Güzel bir halk türküsüdür. Hikayesinde yine bir çok türkümüz gibi toplumsal bir dram yatar. Kadının ikinci sınıf görüldüğü o yıllarda yaşanılan zorluklar. Nasıl olsa evlenip gidecek gözüyle bakılan kız çocuklarının doğumundan itibaren yalnızlaştırılması ve istenmemesi. İşte böyle yıllarda evin kızı evlenip Gesili bir delikanlıyla düğün yapılır. Kız ana evinden Gesi'ye gider. Oğlanın parası yok, toprağı yok, çalışmaya uzaklara gitmek zorundadır. Oğlan gurbete gider, yeni evli elleri kınalı gelin evde yalnız kalır. İlk zamanlar eşinin mektuplarıyla yalnızlığı biraz olsun unutur. Gel zaman git zaman kocasından mektup da gelmez olur. Yeni doğmuş bebeğiyle bir başına kalmıştır. Kocası eve bir daha dönmez, gurbette öldüğü veya tekrar evlendiği iddia edilir. Baba evine de dönemez artık. İşte o dönemlerde yaşadığı zorluklarla bu türkünün sözleri çıkar.

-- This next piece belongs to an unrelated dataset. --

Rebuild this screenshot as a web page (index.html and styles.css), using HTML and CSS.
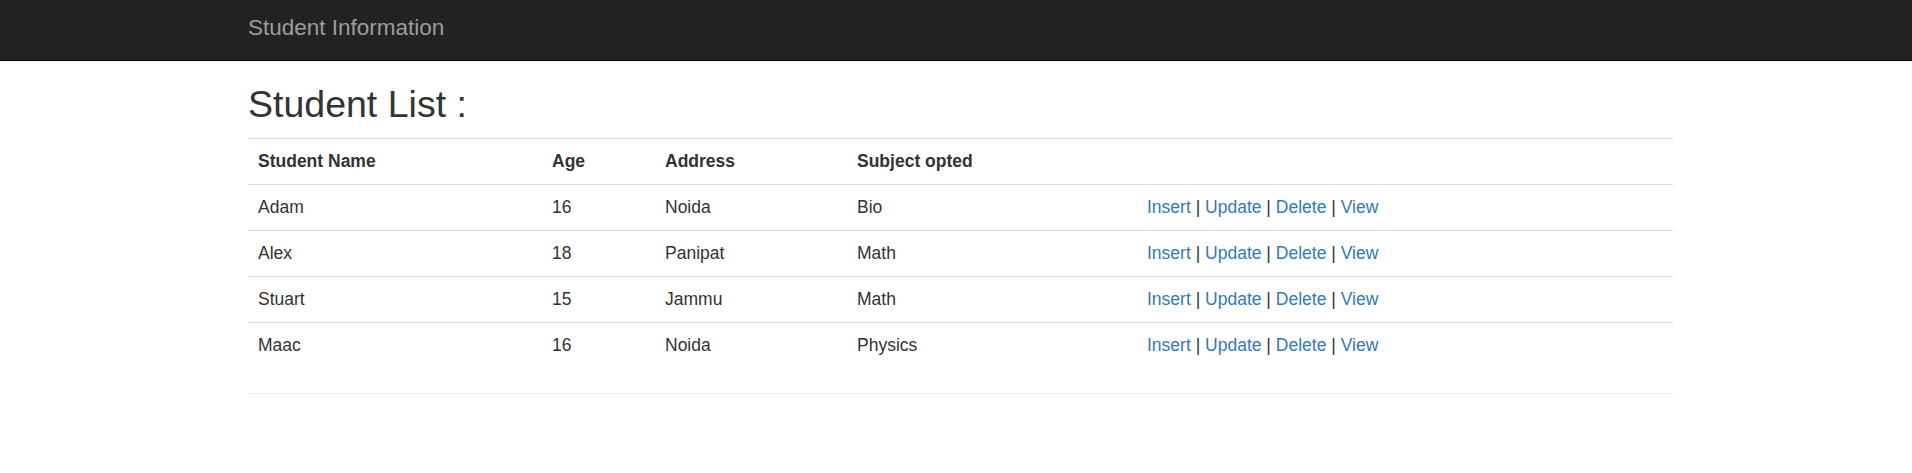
FILE: index.html
```html
<!DOCTYPE html>
<html lang="en">
<head>
<meta charset="utf-8">
<title>Student List</title>
<link rel="stylesheet" href="styles.css">
</head>
<body>
<nav class="navbar">
  <div class="container">
    <a class="brand" href="#">Student Information</a>
  </div>
</nav>
<main class="container">
  <h2 class="title">Student List :</h2>
  <table class="table">
    <tr>
      <th class="c-name">Student Name</th>
      <th class="c-age">Age</th>
      <th class="c-addr">Address</th>
      <th class="c-subj">Subject opted</th>
      <th class="c-act"></th>
    </tr>
    <tr>
      <td>Adam</td><td>16</td><td>Noida</td><td>Bio</td>
      <td><a href="#">Insert</a> | <a href="#">Update</a> | <a href="#">Delete</a> | <a href="#">View</a></td>
    </tr>
    <tr>
      <td>Alex</td><td>18</td><td>Panipat</td><td>Math</td>
      <td><a href="#">Insert</a> | <a href="#">Update</a> | <a href="#">Delete</a> | <a href="#">View</a></td>
    </tr>
    <tr>
      <td>Stuart</td><td>15</td><td>Jammu</td><td>Math</td>
      <td><a href="#">Insert</a> | <a href="#">Update</a> | <a href="#">Delete</a> | <a href="#">View</a></td>
    </tr>
    <tr>
      <td>Maac</td><td>16</td><td>Noida</td><td>Physics</td>
      <td><a href="#">Insert</a> | <a href="#">Update</a> | <a href="#">Delete</a> | <a href="#">View</a></td>
    </tr>
  </table>
  <hr class="rule">
</main>
</body>
</html>
```
FILE: styles.css
```css
* { box-sizing: border-box; }
html, body { margin: 0; padding: 0; background: #fff; }
body {
  font-family: "Liberation Sans", Arial, Helvetica, sans-serif;
  font-size: 17.5px;
  line-height: 25px;
  color: #333;
}
.container {
  width: 1425px;
  margin-left: 248px;
}
.navbar {
  height: 61px;
  background: #222;
  border-bottom: 1px solid #080808;
}
.brand {
  display: inline-block;
  padding-top: 15px;
  font-size: 22.5px;
  line-height: 25px;
  color: #9d9d9d;
  text-decoration: none;
}
.title {
  margin: 23px 0 13px;
  font-size: 37.5px;
  line-height: 41.25px;
  font-weight: 500;
  color: #333;
}
.table {
  width: 100%;
  border-collapse: collapse;
  border-spacing: 0;
  margin-bottom: 25px;
}
.table th, .table td {
  padding: 10px;
  line-height: 25px;
  text-align: left;
  vertical-align: top;
  border-top: 1px solid #ddd;
}
.table th { font-weight: bold; }
.c-name { width: 294px; }
.c-age { width: 113px; }
.c-addr { width: 192px; }
.c-subj { width: 290px; }
.table a { color: #337ab7; text-decoration: none; }
.rule {
  margin: 0;
  border: 0;
  border-top: 1px solid #eee;
}
```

O yıllarda kadının yaşadığı acıları, sıkıntıları ve zorlukları anlamak açısından nadide bir örnektir. dinleyen herkesin yüreğinde buruk bir tat bırakması da belki bundan.
gesi bağlarında dolanıyorum
yitirdim yarimi aman aranıyorum
bir tek selamına güveniyorum
gel otur yanıma hallarımı soyleyim
derdimden anlamaz, ben o yari neyleyim
gesi bağlarında üç top gülüm var
hey allah'tan korkmaz sana bana ölüm var
ölüm varsa bu dünyada zulüm var
atma garip anam beni dağlar ardına
kimseler yanmasın, anam yansın derdime.